Каждое из придаточных предыдущего предложения совершенно не обязательно противоречит предыдущему или последующему или развенчивает его, скорее они дополняют друг друга и внедряются одно в другое, образуя последовательность, которую с легкостью можно назвать, как это принято в музыке, moto perpetuo разворотов на 180 градусов и движений вспять.
Ирреальное наклонение, подвешенное между «уже нет» и «еще нет», между «может быть» и «уже да» или между «никогда» и всегда», не расскажет нам свою собственную историю — оно лишено сюжета и нарратива и состоит из неуловимого гула желаний, фантазий, памяти и времени. Ирреальное наклонение не зафиксировать на письме и уж тем более в мыслях.
Тем не менее в нем мы и живем.
Проблема фрейдовской археологической аналогии заключается не в том, что автор не до конца в нее верит по причине ее причудливости: просто сама аналогия несостоятельна. Вещи движутся и во времени, и в пространстве; чтобы аналогия сработала, они должны двигаться в обеих этих плоскостях одновременно — а именно это Фрейд, который совершенно не чужд мышлению вразрез с фактами, и отвергает как фантазию. Фрейд просто не в состоянии зримо представить себе, как извечное место и вековечное время совпадают в каждой точке. Подобное мышление идет вразрез не только с фактами, но и с интуицией.
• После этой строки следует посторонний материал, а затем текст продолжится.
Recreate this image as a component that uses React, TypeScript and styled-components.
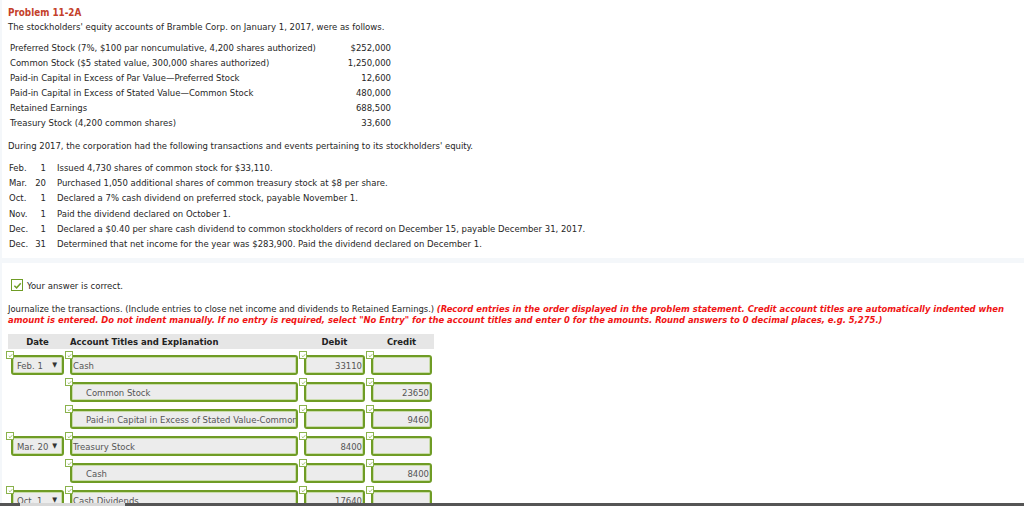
import React from "react";
import styled, { createGlobalStyle } from "styled-components";

const Global = createGlobalStyle`
  html, body { margin: 0; padding: 0; background: #f4f7fa; }
  body {
    font-family: "DejaVu Sans Condensed", "DejaVu Sans", Verdana, sans-serif;
    font-size: 9.45px;
    color: #262626;
    width: 1024px;
    height: 506px;
    overflow: hidden;
  }
`;

const Panel = styled.section<{ $h?: number; $top?: number }>`
  background: #fff;
  margin-left: 2px;
  margin-top: ${(p) => p.$top ?? 0}px;
  padding-left: 6px;
  box-sizing: border-box;
  ${(p) => (p.$h ? `height: ${p.$h}px;` : "")}
  overflow: hidden;
`;

const Title = styled.h1`
  margin: 0;
  padding-top: 6px;
  font-size: 9.8px;
  line-height: 14px;
  font-weight: bold;
  color: #c4402a;
`;

const Para = styled.p<{ $top?: number }>`
  margin: ${(p) => p.$top ?? 0}px 0 0 0;
  line-height: 14px;
`;

const EquityTable = styled.div`
  margin-top: 6px;
  margin-left: 2px;
  width: 381px;
  display: grid;
  grid-template-columns: 1fr auto;
  grid-auto-rows: 15px;
  align-items: center;
`;

const Amount = styled.span`
  text-align: right;
`;

const TxList = styled.div`
  margin-top: 7px;
  display: grid;
  grid-template-columns: 24px 13px 1fr;
  grid-auto-rows: 15.2px;
  align-items: center;
  margin-left: 1px;
`;

const Day = styled.span`
  text-align: right;
`;

const TxText = styled.span`
  padding-left: 11px;
  white-space: nowrap;
`;

const CorrectRow = styled.div`
  margin-top: 16px;
  margin-left: 3px;
  display: flex;
  align-items: center;
  gap: 4px;
  height: 12px;
`;

const Instructions = styled.p`
  margin: 13px 0 0 0;
  font-size: 9.35px;
  line-height: 10.5px;
  white-space: nowrap;
`;

const Red = styled.em`
  color: #f01414;
  font-weight: bold;
  font-style: italic;
`;

const Journal = styled.div`
  margin-top: 9px;
  width: 426px;
`;

const cols = `53px 228px 61px 61px`;

const HeadRow = styled.div`
  background: #e6e6e6;
  height: 15px;
  display: grid;
  grid-template-columns: ${cols};
  column-gap: 6px;
  padding-left: 3px;
  align-items: center;
  font-weight: bold;
  color: #222;
`;

const HeadCell = styled.span<{ $align?: string }>`
  text-align: ${(p) => p.$align ?? "center"};
`;

const Rows = styled.div`
  margin-top: 6px;
  padding-left: 3px;
  display: grid;
  grid-template-columns: ${cols};
  column-gap: 6px;
  row-gap: 7px;
  grid-auto-rows: 20px;
`;

const Cell = styled.div`
  position: relative;
`;

const Badge = styled.span`
  position: absolute;
  left: -5px;
  top: -4px;
  width: 8px;
  height: 8px;
  box-sizing: border-box;
  background: #fff;
  border: 1px solid #8ab24c;
  z-index: 1;
  display: flex;
  align-items: center;
  justify-content: center;
`;

const Field = styled.div<{ $align?: "left" | "right"; $indent?: boolean }>`
  box-sizing: border-box;
  height: 20px;
  border: 2px solid #6f9c25;
  border-radius: 3px;
  background: #ececec;
  box-shadow: inset 0 0 0 1px #c9dcaa;
  color: #555;
  display: flex;
  align-items: center;
  justify-content: ${(p) => (p.$align === "right" ? "flex-end" : "flex-start")};
  padding: 0 ${(p) => (p.$align === "right" ? "1px" : "0")} 0
    ${(p) => (p.$indent ? "14px" : "1px")};
  white-space: nowrap;
  overflow: hidden;
`;

const SelectField = styled(Field)`
  justify-content: space-between;
  padding: 0 5px 0 4px;
`;

const Arrow = styled.span`
  font-size: 7px;
  color: #333;
`;

const BottomBar = styled.div`
  position: fixed;
  left: 0;
  right: 0;
  bottom: 0;
  height: 3px;
  background: #555;
  display: flex;
`;

const BarThumb = styled.span`
  margin-left: 20px;
  width: 105px;
  background: #d8d8d8;
`;

const Tick = ({ size = 6, color = "#6f9c25" }: { size?: number; color?: string }) => (
  <svg width={size} height={size} viewBox="0 0 10 10">
    <path d="M1.5 5.2 L4 7.6 L8.6 2.4" fill="none" stroke={color} strokeWidth={1.6} />
  </svg>
);

const CheckBox = styled.span`
  width: 12px;
  height: 12px;
  box-sizing: border-box;
  border: 1px solid #6f9c25;
  background: #fff;
  display: flex;
  align-items: center;
  justify-content: center;
`;

type Row = {
  date?: string;
  account: string;
  indent?: boolean;
  debit?: string;
  credit?: string;
};

const rows: Row[] = [
  { date: "Feb. 1", account: "Cash", debit: "33110" },
  { account: "Common Stock", indent: true, credit: "23650" },
  { account: "Paid-in Capital in Excess of Stated Value-Common Stock", indent: true, credit: "9460" },
  { date: "Mar. 20", account: "Treasury Stock", debit: "8400" },
  { account: "Cash", indent: true, credit: "8400" },
  { date: "Oct. 1", account: "Cash Dividends", debit: "17640" },
];

const equity: [string, string][] = [
  ["Preferred Stock (7%, $100 par noncumulative, 4,200 shares authorized)", "$252,000"],
  ["Common Stock ($5 stated value, 300,000 shares authorized)", "1,250,000"],
  ["Paid-in Capital in Excess of Par Value\u2014Preferred Stock", "12,600"],
  ["Paid-in Capital in Excess of Stated Value\u2014Common Stock", "480,000"],
  ["Retained Earnings", "688,500"],
  ["Treasury Stock (4,200 common shares)", "33,600"],
];

const txs: [string, string, string][] = [
  ["Feb.", "1", "Issued 4,730 shares of common stock for $33,110."],
  ["Mar.", "20", "Purchased 1,050 additional shares of common treasury stock at $8 per share."],
  ["Oct.", "1", "Declared a 7% cash dividend on preferred stock, payable November 1."],
  ["Nov.", "1", "Paid the dividend declared on October 1."],
  ["Dec.", "1", "Declared a $0.40 per share cash dividend to common stockholders of record on December 15, payable December 31, 2017."],
  ["Dec.", "31", "Determined that net income for the year was $283,900. Paid the dividend declared on December 1."],
];

const Boxed = ({ children }: { children: React.ReactNode }) => (
  <Cell>
    <Badge>
      <Tick size={5} color="#8ab24c" />
    </Badge>
    {children}
  </Cell>
);

export default function App() {
  return (
    <>
      <Global />
      <Panel $h={258}>
        <Title>Problem 11-2A</Title>
        <Para>The stockholders' equity accounts of Bramble Corp. on January 1, 2017, were as follows.</Para>
        <EquityTable>
          {equity.map(([l, a]) => (
            <React.Fragment key={l}>
              <span>{l}</span>
              <Amount>{a}</Amount>
            </React.Fragment>
          ))}
        </EquityTable>
        <Para $top={9}>
          During 2017, the corporation had the following transactions and events pertaining to its stockholders' equity.
        </Para>
        <TxList>
          {txs.map(([m, d, t], i) => (
            <React.Fragment key={i}>
              <span>{m}</span>
              <Day>{d}</Day>
              <TxText>{t}</TxText>
            </React.Fragment>
          ))}
        </TxList>
      </Panel>
      <Panel $top={5} $h={300}>
        <CorrectRow>
          <CheckBox>
            <Tick size={9} />
          </CheckBox>
          <span>Your answer is correct.</span>
        </CorrectRow>
        <Instructions>
          Journalize the transactions. (Include entries to close net income and dividends to Retained Earnings.){" "}
          <Red>
            (Record entries in the order displayed in the problem statement. Credit account titles are automatically
            indented when
            <br />
            amount is entered. Do not indent manually. If no entry is required, select "No Entry" for the account titles
            and enter 0 for the amounts. Round answers to 0 decimal places, e.g. 5,275.)
          </Red>
        </Instructions>
        <Journal>
          <HeadRow>
            <HeadCell>Date</HeadCell>
            <HeadCell $align="left">Account Titles and Explanation</HeadCell>
            <HeadCell>Debit</HeadCell>
            <HeadCell>Credit</HeadCell>
          </HeadRow>
          <Rows>
            {rows.map((r, i) => (
              <React.Fragment key={i}>
                {r.date ? (
                  <Boxed>
                    <SelectField>
                      <span>{r.date}</span>
                      <Arrow>▼</Arrow>
                    </SelectField>
                  </Boxed>
                ) : (
                  <div />
                )}
                <Boxed>
                  <Field $indent={r.indent}>{r.account}</Field>
                </Boxed>
                <Boxed>
                  <Field $align="right">{r.debit}</Field>
                </Boxed>
                <Boxed>
                  <Field $align="right">{r.credit}</Field>
                </Boxed>
              </React.Fragment>
            ))}
          </Rows>
        </Journal>
      </Panel>
      <BottomBar>
        <BarThumb />
      </BottomBar>
    </>
  );
}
Одна из причин замешательства Фрейда перед лицом подобной конструкции может состоять в том, что он использует пространственную метафору времени, а это все равно что описывать апельсины через метафору с яблоками. Часть проблемы может состоять еще и в том, что Фрейд не способен думать о времени, не упоминая пространства, при этом попытка думать о пространстве в том же контексте автоматически отключает у него мышление о времени.